Given problem –
Each line that holds the word "this" counts once. Give the total number of such lines and nothing else.

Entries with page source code
§

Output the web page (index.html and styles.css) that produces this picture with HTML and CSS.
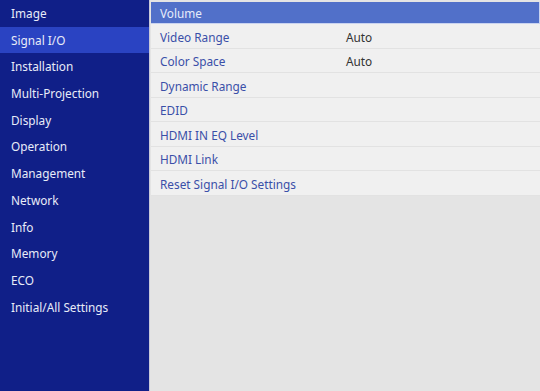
FILE: index.html
```html
<!DOCTYPE html>
<html lang="en">
<head>
<meta charset="UTF-8">
<title>Signal I/O</title>
<link rel="stylesheet" href="styles.css">
</head>
<body>
<div class="screen">
  <ul class="menu">
    <li>Image</li>
    <li class="active">Signal I/O</li>
    <li>Installation</li>
    <li>Multi-Projection</li>
    <li>Display</li>
    <li>Operation</li>
    <li>Management</li>
    <li>Network</li>
    <li>Info</li>
    <li>Memory</li>
    <li>ECO</li>
    <li>Initial/All Settings</li>
  </ul>
  <div class="panel">
    <div class="list">
      <div class="row head">Volume</div>
      <div class="row"><span class="name">Video Range</span><span class="value">Auto</span></div>
      <div class="row"><span class="name">Color Space</span><span class="value">Auto</span></div>
      <div class="row"><span class="name">Dynamic Range</span></div>
      <div class="row"><span class="name">EDID</span></div>
      <div class="row"><span class="name">HDMI IN EQ Level</span></div>
      <div class="row"><span class="name">HDMI Link</span></div>
      <div class="row"><span class="name">Reset Signal I/O Settings</span></div>
    </div>
  </div>
</div>
</body>
</html>
```

FILE: styles.css
```css
body {
  margin: 0;
  padding: 0;
  font-family: "Noto Sans", "Open Sans", sans-serif;
  font-size: 11.8px;
}

.screen {
  display: flex;
  width: 540px;
  height: 391px;
  overflow: hidden;
}

.menu {
  list-style: none;
  margin: 0;
  padding: 0;
  width: 149px;
  background-color: #101f88;
  border-right: 1px solid #c8c8d8;
  color: #e8ecf8;
}

.menu li {
  box-sizing: border-box;
  height: 26.7px;
  line-height: 25.7px;
  padding-top: 1px;
  padding-left: 11px;
}

.menu li.active {
  background-color: #2a43c2;
}

.panel {
  flex: 1;
  background-color: #e4e4e4;
  padding-top: 2px;
}

.list {
  background-color: #f0f0f0;
  margin-left: 1px;
}

.row {
  box-sizing: border-box;
  display: flex;
  height: 24.5px;
  align-items: center;
  padding-top: 2px;
  padding-left: 9px;
  border-bottom: 1px solid #e2e2e2;
  color: #3a4fa8;
}

.row.head {
  height: 22px;
  padding-top: 0;
  background-color: #5170c9;
  color: #e6ecfa;
  border-bottom: 1px solid #c9d3f0;
  border-right: 1px solid #c9d3f0;
}

.name {
  width: 186px;
}

.value {
  color: #333333;
}
```
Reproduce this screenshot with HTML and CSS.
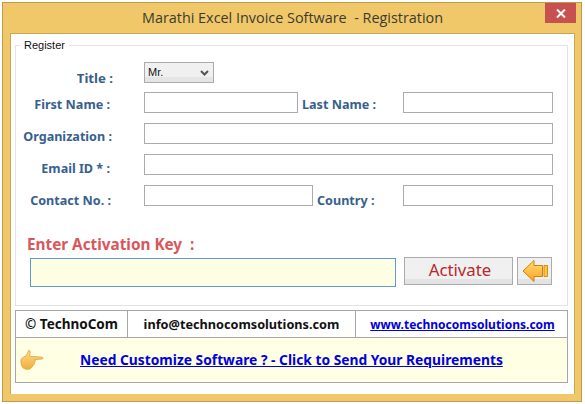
FILE: index.html
```html
<!DOCTYPE html>
<html lang="en">
<head>
<meta charset="utf-8">
<title>Registration</title>
<link rel="stylesheet" href="styles.css">
</head>
<body>
<div class="window">
  <header class="titlebar">
    <h1 class="title">Marathi Excel Invoice Software&nbsp; - Registration</h1>
    <button class="close" type="button" aria-label="Close">
      <svg width="10" height="9" viewBox="0 0 10 9"><path d="M1 .5 9 8.500M9 .5 1 8.500" stroke="#fff" stroke-width="2" fill="none"/></svg>
    </button>
  </header>
  <main class="panel">
    <fieldset class="group">
      <legend class="legend">Register</legend>
      <div class="form">
        <label class="lbl lbl-title">Title :</label>
        <div class="span3"><div class="select">Mr.<svg class="chev" width="9" height="6" viewBox="0 0 9 6"><path d="M1 1 4.500 4.500 8 1" stroke="#555" stroke-width="2" fill="none"/></svg></div></div>
        <label class="lbl lbl-first">First Name :</label>
        <div class="input"></div>
        <label class="lbl2 lbl-last">Last Name :</label>
        <div class="input"></div>
        <label class="lbl lbl-org">Organization :</label>
        <div class="input span3"></div>
        <label class="lbl lbl-email">Email ID * :</label>
        <div class="input span3"></div>
        <label class="lbl lbl-contact">Contact No. :</label>
        <div class="input input-contact"></div>
        <label class="lbl2 lbl-country">Country :</label>
        <div class="input"></div>
      </div>
      <div class="key-label">Enter Activation Key &nbsp;:</div>
      <div class="key-row">
        <div class="key-input"></div>
        <button class="btn btn-activate" type="button">Activate</button>
        <button class="btn btn-arrow" type="button" aria-label="Back">
          <svg width="26" height="24" viewBox="0 0 26 24">
            <defs><linearGradient id="arrowFill" x1="0" y1="0" x2="0" y2="1"><stop offset="0" stop-color="#ffe070"/><stop offset="1" stop-color="#ffa024"/></linearGradient></defs>
            <path d="M1 12 12 1.500V6.500H20.500V17.500H12V22.500Z" fill="url(#arrowFill)" stroke="#d0820c"/>
            <path d="M22 6.500H25.500V17.500H22Z" fill="#ffc83a" stroke="#d58e10"/>
          </svg>
        </button>
      </div>
    </fieldset>
    <section class="footer">
      <div class="info">
        <div class="cell cell-brand">© TechnoCom</div>
        <div class="cell cell-mail">info@technocomsolutions.com</div>
        <div class="cell cell-web"><a href="#">www.technocomsolutions.com</a></div>
      </div>
      <div class="promo">
        <svg class="hand" width="24" height="23" viewBox="0 0 25 24">
          <defs><linearGradient id="handFill" x1="0" y1="0" x2="0" y2="1"><stop offset="0" stop-color="#ffdc80"/><stop offset="1" stop-color="#efae42"/></linearGradient></defs>
          <path d="M1 11C2 9 5 8 7 6L9 1.500C10.500 1 11 3 10.500 5L10 7.500L23 8.500C24.500 9 24 10.500 23 10.500L15.500 11C16.500 12 16 13.500 15 14C15.500 15.500 14.500 16.500 13.500 16.500C13.500 18.500 12.500 19 11.500 19.500C11 21 9 21.500 6 21C3 20.500 .500 18 1 11Z" fill="url(#handFill)" stroke="#d9a040" stroke-width=".8"/>
        </svg>
        <a href="#" class="promo-link">Need Customize Software ? - Click to Send Your Requirements</a>
      </div>
    </section>
  </main>
</div>
</body>
</html>
```
FILE: styles.css
```css
* { box-sizing: border-box; }
html, body { margin: 0; padding: 0; background: #fff; }
body { width: 585px; height: 404px; padding: 2px 3px 2px 2px; font-family: "Noto Sans", "Open Sans", sans-serif; }
.window { width: 580px; height: 400px; background: #f0c869; border: 1px solid #bc9c4e; display: flex; flex-direction: column; padding: 0 6px 7px 7px; }
.titlebar { height: 30px; position: relative; display: flex; align-items: center; justify-content: center; flex: none; }
.title { margin: 0 0 2px 0; font-family: "Open Sans", sans-serif; font-weight: 400; font-size: 14.400px; color: #3c3a30; }
.close { position: absolute; right: -1px; top: 0; width: 31px; height: 20px; border: 0; padding: 0; background: #c75050; display: flex; align-items: center; justify-content: center; }
.panel { flex: 1; background: #fff; border: 1px solid #c9a94f; border-bottom: 0; padding: 5px 6px 0 4px; }
.group { margin: 0; padding: 0; border: 1px solid #e3e3e3; height: 267px; display: block; min-width: 0; position: relative; }
.legend { margin-left: 4px; padding: 0 4px; font-size: 11px; line-height: 12px; color: #111; font-family: "Liberation Sans", sans-serif; }
.form { display: grid; grid-template-columns: 128px 154px 105px 150px; grid-template-rows: 20px 21px 21px 21px 21px; row-gap: 10px; margin-top: 11px; }
.span3 { grid-column: span 3; }
.lbl, .lbl2 { font-weight: 700; font-size: 12.600px; color: #37608f; line-height: 22px; white-space: nowrap; }
.lbl { text-align: right; padding-right: 32px; }
.lbl2 { padding-left: 4px; }
.lbl-title { padding-top: 5px; padding-right: 31px; font-size: 13.200px; }
.lbl-first, .lbl-last { padding-top: 2px; }
.lbl-first { padding-right: 34px; }
.lbl-org { padding-top: 3px; }
.lbl-email { padding-top: 4px; padding-right: 34px; }
.lbl-contact { padding-top: 5px; padding-right: 33px; }
.lbl-country { padding-top: 5px; padding-left: 19px; }
.input { background: #fff; border: 1px solid #ababab; }
.input-contact { margin-right: -15px; }
.select { width: 70px; height: 21px; border: 1px solid #ababab; background: linear-gradient(#f0f0f0 0 75%, #e5e5e5 75%); font-family: "Liberation Sans", sans-serif; font-size: 11px; color: #111; line-height: 19px; padding-left: 3px; position: relative; }
.chev { position: absolute; right: 4px; top: 7px; }
.key-label { margin: 28px 0 0 11px; font-weight: 700; font-size: 15.300px; line-height: 20px; color: #d9565c; }
.key-row { display: flex; margin: 3px 0 0 14px; align-items: flex-start; }
.key-input { width: 366px; height: 29px; background: #ffffe3; border: 1px solid #5b9bd5; margin-top: 1px; }
.btn { height: 28px; border: 1px solid #ababab; background: linear-gradient(#f0f0f0 0 80%, #e3e3e3 80%); padding: 0; display: flex; align-items: center; justify-content: center; }
.btn-activate { width: 109px; margin-left: 8px; padding: 0 0 3px 3px; font-family: "Noto Sans", sans-serif; font-size: 16.800px; color: #b9282d; }
.btn-arrow { width: 35px; margin-left: 4px; }
.btn-arrow svg { display: block; }
.footer { margin-top: 4px; width: 553px; border: 1px solid #a6a6a6; background: #fff; }
.info { display: flex; height: 27px; border-bottom: 1px solid #a6a6a6; }
.cell { display: flex; align-items: center; justify-content: center; font-weight: 700; font-size: 12.700px; color: #111; white-space: nowrap; }
.cell-brand { width: 112px; border-right: 1px solid #a6a6a6; font-size: 13.500px; }
.cell-mail { width: 228px; border-right: 1px solid #a6a6a6; }
.cell-web { flex: 1; padding-left: 2px; font-size: 12px; }
.cell-web a { color: #0000e0; }
.promo { height: 44px; background: #ffffe3; display: flex; align-items: center; position: relative; padding-left: 4px; }
.hand { flex: none; }
.promo-link { margin: 0 0 2px 36px; font-weight: 700; font-size: 13.800px; color: #0000e0; white-space: nowrap; }
```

§

Reply –
2